Recent Market Performance and Valuation Overview
D-Link India’s stock price closed at ₹386.75 on 9 Feb 2026, down 6.47% from the previous close of ₹413.50. The stock has traded within a 52-week range of ₹349.45 to ₹588.90, reflecting significant volatility over the past year. Year-to-date, the stock has declined by 8.02%, underperforming the Sensex’s modest 1.92% drop over the same period. Over the longer term, however, D-Link India has delivered robust returns, with a 5-year gain of 265.55% compared to the Sensex’s 64.75%, underscoring its strong growth trajectory despite recent setbacks.
Valuation Metrics: P/E and P/BV in Context
The company’s current P/E ratio stands at 13.22, a level that is considered attractive within the IT hardware industry. This marks a shift from its previous valuation grade of very attractive to attractive, signalling a slight moderation in price appeal but still offering value relative to peers. For context, Elitecon International and Lloyds Enterprises, two sector peers, trade at significantly higher P/E ratios of 157.65 and 27.08 respectively, indicating that D-Link India remains reasonably priced despite the recent downgrade.
Similarly, the price-to-book value ratio of 2.91 suggests that the stock is trading at just under three times its book value, which is moderate for the sector. This compares favourably to other companies such as Elitecon International, which is classified as very expensive, and PTC India, which is rated very attractive with a P/E of 8.23 and EV/EBITDA of 2.87. D-Link’s valuation thus sits comfortably in the attractive range, balancing growth prospects with reasonable pricing.
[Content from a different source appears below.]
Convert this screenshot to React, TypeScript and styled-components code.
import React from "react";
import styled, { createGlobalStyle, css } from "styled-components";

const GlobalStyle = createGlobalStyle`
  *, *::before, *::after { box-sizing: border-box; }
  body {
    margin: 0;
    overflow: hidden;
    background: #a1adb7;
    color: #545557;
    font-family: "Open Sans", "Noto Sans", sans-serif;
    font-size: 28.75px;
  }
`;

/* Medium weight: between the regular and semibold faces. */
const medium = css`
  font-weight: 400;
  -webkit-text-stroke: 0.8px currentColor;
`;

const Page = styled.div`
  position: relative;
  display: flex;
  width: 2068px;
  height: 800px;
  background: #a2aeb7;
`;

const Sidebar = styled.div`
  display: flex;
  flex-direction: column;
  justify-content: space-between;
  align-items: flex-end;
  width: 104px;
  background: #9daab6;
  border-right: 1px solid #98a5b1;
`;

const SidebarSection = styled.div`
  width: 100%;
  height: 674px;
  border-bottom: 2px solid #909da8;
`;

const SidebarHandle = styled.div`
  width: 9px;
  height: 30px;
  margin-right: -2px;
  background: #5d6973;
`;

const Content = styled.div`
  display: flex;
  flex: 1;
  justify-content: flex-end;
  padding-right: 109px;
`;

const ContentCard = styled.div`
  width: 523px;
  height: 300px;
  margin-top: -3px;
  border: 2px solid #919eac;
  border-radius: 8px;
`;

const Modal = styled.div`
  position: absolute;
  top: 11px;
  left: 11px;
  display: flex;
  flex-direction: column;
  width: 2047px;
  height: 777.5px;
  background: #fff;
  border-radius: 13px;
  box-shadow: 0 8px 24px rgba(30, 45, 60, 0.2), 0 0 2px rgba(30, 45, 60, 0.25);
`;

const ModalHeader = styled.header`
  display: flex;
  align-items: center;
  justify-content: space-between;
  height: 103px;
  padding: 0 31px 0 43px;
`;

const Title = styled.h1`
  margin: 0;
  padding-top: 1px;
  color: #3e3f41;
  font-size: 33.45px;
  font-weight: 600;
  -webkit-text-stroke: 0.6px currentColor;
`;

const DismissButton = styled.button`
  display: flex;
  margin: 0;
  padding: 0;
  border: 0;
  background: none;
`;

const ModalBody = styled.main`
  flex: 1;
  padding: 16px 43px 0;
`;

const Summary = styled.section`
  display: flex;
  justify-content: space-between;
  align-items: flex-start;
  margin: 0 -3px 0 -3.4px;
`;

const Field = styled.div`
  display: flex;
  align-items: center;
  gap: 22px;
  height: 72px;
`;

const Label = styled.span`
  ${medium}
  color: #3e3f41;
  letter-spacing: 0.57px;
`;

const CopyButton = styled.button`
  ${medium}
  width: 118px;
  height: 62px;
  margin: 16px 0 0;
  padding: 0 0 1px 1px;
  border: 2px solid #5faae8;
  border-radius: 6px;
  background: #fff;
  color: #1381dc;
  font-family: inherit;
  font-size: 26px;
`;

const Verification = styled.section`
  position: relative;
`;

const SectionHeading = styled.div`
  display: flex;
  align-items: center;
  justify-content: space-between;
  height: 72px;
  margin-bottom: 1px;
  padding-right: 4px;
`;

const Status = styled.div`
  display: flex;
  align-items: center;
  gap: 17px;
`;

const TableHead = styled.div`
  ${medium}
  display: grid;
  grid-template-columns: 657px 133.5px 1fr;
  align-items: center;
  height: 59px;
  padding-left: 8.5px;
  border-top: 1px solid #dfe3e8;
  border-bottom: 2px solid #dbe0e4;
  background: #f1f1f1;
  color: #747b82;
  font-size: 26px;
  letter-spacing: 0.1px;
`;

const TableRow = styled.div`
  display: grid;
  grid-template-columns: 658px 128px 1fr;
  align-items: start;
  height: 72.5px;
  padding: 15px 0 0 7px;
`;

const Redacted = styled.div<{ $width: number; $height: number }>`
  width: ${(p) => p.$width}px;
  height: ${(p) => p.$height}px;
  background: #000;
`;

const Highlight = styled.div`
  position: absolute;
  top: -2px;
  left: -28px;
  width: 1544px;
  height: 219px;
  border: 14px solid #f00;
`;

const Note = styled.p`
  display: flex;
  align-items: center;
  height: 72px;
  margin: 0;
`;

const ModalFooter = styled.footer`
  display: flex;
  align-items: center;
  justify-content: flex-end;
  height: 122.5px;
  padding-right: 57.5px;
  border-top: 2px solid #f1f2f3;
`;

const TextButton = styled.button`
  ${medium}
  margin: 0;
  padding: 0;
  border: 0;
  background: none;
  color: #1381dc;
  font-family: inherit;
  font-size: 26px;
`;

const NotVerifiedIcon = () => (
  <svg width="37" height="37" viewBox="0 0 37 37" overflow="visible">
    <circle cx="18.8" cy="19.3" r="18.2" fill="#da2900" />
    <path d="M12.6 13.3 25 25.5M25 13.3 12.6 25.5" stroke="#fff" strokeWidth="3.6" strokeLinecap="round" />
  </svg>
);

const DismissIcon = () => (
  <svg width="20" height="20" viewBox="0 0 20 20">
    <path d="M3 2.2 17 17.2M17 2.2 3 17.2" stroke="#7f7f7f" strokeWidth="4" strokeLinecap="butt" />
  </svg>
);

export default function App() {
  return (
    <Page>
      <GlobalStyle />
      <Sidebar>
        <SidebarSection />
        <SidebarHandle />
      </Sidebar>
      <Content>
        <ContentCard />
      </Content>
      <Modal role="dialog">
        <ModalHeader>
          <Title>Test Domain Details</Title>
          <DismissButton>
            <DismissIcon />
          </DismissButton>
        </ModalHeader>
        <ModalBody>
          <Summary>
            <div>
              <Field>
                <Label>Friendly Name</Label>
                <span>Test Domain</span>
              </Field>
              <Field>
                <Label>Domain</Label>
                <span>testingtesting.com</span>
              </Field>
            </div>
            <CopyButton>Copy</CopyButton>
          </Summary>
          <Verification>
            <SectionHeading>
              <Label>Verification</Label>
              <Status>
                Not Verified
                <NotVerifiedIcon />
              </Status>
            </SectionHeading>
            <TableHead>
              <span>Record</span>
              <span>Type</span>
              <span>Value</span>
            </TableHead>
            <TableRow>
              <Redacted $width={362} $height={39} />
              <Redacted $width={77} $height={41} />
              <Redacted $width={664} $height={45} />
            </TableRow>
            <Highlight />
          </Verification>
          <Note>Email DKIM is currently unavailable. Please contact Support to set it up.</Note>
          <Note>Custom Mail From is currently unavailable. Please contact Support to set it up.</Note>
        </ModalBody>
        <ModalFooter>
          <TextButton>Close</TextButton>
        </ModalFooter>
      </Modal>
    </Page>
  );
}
Enterprise Value Multiples and Profitability Indicators
Examining enterprise value (EV) multiples, D-Link India’s EV to EBIT ratio is 9.26 and EV to EBITDA is 8.76, both indicative of moderate valuation levels relative to earnings. These multiples are considerably lower than those of riskier or very expensive peers, such as MMTC and Elitecon International, which have EV/EBITDA ratios exceeding 69 and 164 respectively. This suggests that D-Link India’s earnings are valued more conservatively, potentially offering a margin of safety for investors.
Profitability metrics further support the company’s valuation. The return on capital employed (ROCE) is an impressive 52.32%, while return on equity (ROE) stands at 21.95%. These figures highlight efficient capital utilisation and strong profitability, which justify the current valuation levels despite the recent market pressure.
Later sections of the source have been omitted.